start

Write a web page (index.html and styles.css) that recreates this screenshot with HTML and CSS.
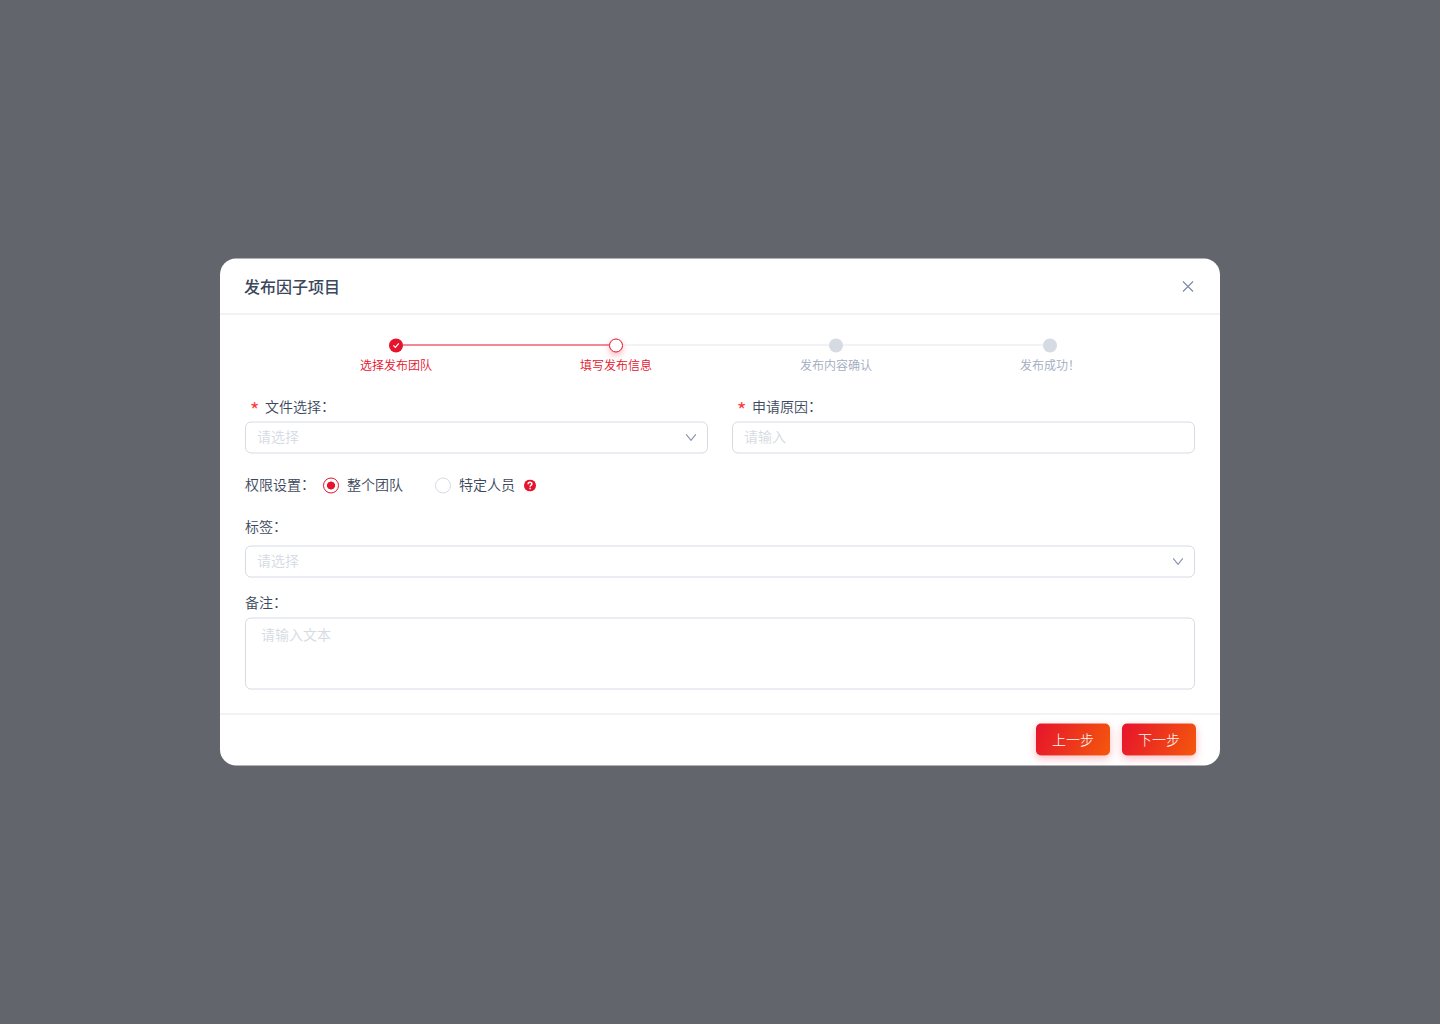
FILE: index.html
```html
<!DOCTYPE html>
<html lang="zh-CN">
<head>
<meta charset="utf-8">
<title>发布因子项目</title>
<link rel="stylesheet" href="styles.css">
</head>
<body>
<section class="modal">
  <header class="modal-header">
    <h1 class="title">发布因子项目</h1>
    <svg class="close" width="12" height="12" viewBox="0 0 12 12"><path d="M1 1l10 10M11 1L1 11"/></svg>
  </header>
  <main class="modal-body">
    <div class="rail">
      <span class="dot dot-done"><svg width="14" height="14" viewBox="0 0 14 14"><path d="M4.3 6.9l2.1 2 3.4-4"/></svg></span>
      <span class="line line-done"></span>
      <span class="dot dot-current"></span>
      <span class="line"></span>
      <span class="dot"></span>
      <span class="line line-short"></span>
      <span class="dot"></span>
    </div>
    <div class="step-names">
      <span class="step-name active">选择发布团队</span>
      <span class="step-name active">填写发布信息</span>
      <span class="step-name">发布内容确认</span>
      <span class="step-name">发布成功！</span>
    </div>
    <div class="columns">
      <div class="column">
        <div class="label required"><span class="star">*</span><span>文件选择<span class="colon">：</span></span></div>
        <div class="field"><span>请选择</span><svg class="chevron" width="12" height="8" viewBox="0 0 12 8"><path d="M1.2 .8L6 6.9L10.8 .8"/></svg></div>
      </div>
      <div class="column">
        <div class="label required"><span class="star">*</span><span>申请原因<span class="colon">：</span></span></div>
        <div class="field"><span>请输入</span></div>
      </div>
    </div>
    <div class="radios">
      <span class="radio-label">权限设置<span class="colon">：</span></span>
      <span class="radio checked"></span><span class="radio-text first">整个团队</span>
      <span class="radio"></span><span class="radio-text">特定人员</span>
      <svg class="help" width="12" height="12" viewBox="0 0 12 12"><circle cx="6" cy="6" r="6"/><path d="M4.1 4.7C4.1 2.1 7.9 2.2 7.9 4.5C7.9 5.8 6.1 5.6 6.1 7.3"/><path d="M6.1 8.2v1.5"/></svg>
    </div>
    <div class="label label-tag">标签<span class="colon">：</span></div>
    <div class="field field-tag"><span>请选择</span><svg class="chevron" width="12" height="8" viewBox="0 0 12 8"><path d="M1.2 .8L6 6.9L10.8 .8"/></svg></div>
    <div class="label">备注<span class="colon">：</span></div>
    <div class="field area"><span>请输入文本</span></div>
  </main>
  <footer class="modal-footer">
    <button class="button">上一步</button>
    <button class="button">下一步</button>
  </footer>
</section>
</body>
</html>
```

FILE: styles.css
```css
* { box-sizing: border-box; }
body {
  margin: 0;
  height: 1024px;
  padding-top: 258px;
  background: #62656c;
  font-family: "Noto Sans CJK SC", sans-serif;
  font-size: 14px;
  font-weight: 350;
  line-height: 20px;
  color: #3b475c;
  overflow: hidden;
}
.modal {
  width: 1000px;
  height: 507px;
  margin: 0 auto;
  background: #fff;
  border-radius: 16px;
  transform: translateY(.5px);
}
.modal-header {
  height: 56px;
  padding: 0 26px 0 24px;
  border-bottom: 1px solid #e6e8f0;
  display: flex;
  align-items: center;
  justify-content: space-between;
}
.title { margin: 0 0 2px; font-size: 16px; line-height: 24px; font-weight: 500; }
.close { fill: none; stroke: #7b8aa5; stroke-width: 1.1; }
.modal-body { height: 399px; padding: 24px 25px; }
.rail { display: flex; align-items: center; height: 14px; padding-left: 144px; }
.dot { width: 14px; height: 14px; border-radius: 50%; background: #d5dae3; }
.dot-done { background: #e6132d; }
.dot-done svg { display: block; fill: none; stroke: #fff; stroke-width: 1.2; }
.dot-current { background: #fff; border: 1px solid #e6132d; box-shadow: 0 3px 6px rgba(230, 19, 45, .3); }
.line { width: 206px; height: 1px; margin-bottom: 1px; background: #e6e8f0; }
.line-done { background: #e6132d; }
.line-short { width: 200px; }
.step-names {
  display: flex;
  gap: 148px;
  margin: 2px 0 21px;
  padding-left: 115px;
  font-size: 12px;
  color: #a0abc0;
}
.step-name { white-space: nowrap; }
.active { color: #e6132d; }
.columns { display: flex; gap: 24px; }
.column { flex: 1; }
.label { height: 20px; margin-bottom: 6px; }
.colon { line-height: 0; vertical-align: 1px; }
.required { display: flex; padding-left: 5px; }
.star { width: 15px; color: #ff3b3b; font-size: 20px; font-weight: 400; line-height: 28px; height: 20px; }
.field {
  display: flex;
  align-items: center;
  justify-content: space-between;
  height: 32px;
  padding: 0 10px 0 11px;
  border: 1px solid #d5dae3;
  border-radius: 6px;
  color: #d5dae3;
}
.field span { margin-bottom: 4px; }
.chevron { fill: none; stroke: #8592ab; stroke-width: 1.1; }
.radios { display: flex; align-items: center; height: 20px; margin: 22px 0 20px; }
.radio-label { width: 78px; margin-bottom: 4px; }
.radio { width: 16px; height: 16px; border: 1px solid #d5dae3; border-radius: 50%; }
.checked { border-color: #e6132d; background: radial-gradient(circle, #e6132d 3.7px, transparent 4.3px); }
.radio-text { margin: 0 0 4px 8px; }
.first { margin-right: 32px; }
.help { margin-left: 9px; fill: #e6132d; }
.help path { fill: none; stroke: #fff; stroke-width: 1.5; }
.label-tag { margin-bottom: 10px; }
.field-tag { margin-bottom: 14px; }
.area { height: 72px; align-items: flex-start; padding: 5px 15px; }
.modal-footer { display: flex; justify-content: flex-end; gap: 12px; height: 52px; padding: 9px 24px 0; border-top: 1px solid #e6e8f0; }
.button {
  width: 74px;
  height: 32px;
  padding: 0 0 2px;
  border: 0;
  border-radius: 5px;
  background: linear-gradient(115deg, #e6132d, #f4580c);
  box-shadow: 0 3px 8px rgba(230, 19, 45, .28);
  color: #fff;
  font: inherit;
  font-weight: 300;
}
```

end

Reproduce each line holding the word "styles".

Written solution:
Write a web page (index.html and styles.css) that recreates this screenshot with HTML and CSS.
<link rel="stylesheet" href="styles.css">
FILE: styles.css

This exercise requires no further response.